**PROBLEM:** In the listing below, locate the lines bearing the word "that". Copy every one of them.
⟨
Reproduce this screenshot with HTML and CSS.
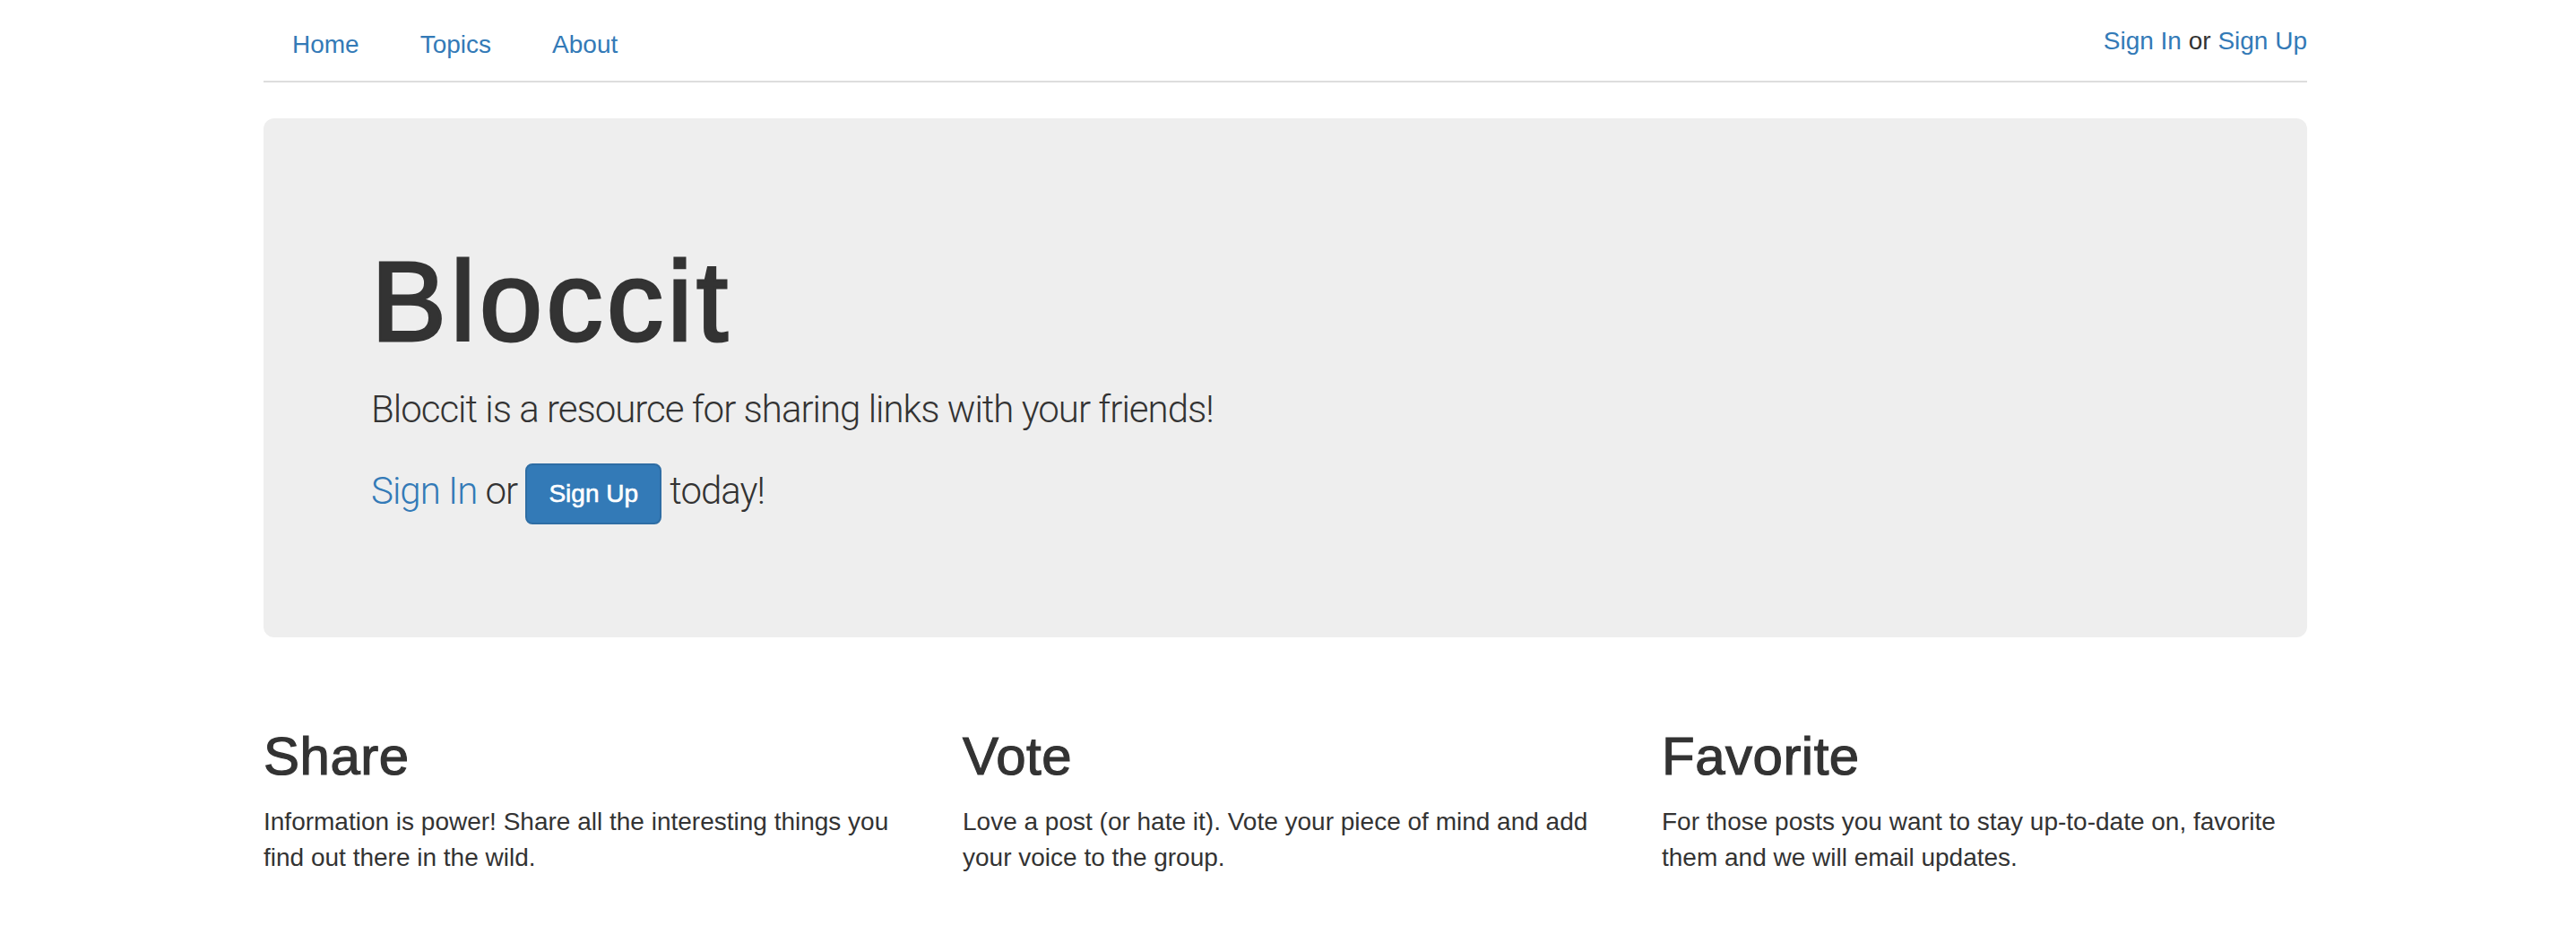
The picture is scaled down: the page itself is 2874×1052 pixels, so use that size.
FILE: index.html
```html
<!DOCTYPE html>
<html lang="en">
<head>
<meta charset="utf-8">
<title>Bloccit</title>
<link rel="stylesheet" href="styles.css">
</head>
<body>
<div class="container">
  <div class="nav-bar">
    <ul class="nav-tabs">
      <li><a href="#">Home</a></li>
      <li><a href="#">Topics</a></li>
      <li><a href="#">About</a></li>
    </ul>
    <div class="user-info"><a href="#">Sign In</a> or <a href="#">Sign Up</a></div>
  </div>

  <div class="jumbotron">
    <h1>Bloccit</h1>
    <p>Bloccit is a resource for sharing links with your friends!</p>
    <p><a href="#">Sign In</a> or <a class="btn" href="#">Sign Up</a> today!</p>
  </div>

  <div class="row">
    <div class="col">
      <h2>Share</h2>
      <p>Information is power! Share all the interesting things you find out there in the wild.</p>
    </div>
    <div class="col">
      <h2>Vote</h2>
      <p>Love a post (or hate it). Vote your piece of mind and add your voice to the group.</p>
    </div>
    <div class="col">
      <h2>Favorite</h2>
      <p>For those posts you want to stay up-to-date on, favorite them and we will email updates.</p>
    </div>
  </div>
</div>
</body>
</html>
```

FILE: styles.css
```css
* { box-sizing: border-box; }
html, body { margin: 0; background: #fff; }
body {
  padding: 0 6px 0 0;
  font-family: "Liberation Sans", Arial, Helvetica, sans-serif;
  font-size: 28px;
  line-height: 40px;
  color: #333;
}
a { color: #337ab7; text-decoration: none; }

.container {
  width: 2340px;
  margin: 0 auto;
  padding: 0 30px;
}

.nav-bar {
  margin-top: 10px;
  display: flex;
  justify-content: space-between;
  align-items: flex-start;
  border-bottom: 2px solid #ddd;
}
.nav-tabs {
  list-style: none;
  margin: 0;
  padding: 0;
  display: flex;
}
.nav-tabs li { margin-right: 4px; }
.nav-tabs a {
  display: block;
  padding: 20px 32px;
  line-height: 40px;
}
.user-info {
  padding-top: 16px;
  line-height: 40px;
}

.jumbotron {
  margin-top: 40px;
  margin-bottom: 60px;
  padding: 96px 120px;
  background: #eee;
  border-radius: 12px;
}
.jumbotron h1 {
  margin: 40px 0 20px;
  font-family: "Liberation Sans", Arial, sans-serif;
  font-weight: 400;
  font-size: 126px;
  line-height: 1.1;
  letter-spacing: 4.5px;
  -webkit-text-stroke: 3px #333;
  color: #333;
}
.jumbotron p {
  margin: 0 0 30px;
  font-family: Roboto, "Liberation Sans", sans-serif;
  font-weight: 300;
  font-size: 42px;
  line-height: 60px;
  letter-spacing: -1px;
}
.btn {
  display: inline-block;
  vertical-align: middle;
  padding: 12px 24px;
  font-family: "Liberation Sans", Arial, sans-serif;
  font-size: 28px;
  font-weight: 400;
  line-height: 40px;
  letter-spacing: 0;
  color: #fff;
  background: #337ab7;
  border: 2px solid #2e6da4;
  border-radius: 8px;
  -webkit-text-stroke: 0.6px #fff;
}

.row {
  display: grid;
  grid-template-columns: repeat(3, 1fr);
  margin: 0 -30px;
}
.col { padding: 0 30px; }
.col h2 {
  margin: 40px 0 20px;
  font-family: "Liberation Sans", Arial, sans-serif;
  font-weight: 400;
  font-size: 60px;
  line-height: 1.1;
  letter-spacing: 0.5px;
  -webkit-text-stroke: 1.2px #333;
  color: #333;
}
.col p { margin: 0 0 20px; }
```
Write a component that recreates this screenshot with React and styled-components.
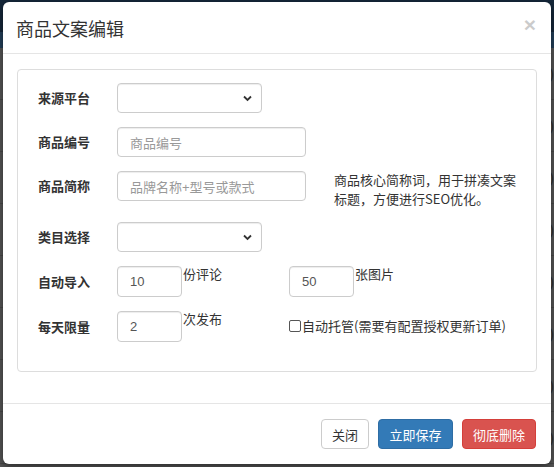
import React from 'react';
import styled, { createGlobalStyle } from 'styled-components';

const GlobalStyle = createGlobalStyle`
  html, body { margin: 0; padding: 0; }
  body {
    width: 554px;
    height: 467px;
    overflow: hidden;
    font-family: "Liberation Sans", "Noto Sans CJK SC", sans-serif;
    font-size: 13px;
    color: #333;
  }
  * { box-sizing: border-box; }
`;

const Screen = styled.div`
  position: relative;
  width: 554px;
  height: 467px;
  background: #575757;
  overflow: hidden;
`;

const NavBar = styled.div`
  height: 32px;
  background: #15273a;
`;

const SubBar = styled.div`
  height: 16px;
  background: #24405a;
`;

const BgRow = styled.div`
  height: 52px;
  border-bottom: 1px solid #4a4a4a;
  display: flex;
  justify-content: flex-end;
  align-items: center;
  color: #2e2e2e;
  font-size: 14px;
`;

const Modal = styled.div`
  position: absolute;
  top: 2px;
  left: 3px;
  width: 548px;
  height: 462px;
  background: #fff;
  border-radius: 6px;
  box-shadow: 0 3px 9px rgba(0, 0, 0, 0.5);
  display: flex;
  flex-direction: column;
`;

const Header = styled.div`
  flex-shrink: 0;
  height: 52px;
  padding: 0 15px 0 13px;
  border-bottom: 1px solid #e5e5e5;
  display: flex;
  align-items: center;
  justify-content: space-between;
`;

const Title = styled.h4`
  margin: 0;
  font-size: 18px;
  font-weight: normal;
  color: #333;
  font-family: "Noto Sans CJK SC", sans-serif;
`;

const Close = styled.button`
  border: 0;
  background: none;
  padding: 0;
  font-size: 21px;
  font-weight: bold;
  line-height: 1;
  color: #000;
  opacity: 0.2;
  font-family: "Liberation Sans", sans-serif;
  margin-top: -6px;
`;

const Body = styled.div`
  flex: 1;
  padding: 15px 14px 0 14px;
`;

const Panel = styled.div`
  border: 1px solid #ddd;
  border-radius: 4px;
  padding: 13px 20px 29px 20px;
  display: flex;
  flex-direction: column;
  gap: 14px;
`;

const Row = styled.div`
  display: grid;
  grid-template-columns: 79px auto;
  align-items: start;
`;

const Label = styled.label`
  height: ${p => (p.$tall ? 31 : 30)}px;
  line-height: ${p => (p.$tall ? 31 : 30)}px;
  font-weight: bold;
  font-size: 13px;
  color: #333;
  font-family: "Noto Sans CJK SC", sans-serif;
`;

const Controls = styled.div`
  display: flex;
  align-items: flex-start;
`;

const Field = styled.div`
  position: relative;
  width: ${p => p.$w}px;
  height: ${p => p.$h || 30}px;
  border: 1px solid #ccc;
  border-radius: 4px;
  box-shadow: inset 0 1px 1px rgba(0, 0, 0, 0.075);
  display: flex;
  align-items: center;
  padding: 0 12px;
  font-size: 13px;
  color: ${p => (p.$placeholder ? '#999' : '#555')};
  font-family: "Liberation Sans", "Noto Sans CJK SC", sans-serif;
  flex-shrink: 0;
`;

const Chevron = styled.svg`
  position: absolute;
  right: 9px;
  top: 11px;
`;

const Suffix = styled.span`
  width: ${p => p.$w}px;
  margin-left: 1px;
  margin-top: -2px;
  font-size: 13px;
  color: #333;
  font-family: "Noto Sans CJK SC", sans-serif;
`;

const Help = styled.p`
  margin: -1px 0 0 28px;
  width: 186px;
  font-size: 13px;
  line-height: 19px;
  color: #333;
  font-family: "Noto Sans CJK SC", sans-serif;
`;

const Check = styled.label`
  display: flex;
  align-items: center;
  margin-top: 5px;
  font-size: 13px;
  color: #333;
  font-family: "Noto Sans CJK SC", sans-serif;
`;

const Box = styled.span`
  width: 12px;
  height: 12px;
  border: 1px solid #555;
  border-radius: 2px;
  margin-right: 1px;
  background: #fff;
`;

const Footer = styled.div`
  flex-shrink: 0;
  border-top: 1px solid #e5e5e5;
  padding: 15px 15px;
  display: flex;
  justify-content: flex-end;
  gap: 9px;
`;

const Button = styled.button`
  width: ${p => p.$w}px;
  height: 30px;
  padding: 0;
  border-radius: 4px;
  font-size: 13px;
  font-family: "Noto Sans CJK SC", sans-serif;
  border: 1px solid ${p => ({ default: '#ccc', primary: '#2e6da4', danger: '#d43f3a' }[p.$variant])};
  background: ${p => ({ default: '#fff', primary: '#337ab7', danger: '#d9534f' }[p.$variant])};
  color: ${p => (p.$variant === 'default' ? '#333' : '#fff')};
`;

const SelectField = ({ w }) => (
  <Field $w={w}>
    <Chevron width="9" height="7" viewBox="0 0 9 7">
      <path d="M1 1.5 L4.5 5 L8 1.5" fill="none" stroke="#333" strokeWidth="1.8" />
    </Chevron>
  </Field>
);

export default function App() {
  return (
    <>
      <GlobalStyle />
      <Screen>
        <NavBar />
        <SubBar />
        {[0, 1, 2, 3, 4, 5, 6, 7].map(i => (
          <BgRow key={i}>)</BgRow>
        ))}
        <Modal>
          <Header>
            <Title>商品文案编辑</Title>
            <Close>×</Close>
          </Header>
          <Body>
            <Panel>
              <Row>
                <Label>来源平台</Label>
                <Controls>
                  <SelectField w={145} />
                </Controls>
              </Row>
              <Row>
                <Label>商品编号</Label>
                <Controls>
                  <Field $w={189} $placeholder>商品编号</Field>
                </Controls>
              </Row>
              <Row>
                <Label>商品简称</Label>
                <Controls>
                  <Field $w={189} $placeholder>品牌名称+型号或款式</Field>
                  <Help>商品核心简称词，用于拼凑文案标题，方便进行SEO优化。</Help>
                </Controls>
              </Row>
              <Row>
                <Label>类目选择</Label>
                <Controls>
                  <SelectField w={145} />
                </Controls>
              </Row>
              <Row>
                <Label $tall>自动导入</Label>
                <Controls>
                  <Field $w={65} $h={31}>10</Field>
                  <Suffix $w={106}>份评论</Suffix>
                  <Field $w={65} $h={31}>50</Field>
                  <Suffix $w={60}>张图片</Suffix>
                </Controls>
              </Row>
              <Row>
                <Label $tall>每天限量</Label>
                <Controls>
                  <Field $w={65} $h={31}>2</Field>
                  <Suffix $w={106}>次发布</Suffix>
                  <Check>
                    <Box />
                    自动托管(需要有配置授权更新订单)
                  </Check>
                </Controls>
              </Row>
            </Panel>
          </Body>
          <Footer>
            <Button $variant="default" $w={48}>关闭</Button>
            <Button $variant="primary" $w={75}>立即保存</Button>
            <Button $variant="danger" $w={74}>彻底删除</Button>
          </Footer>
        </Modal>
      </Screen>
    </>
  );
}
⟩
**EXPECTED ANSWER:**
The picture is scaled down: the page itself is 2874×1052 pixels, so use that size.
Write a component that recreates this screenshot with React and styled-components.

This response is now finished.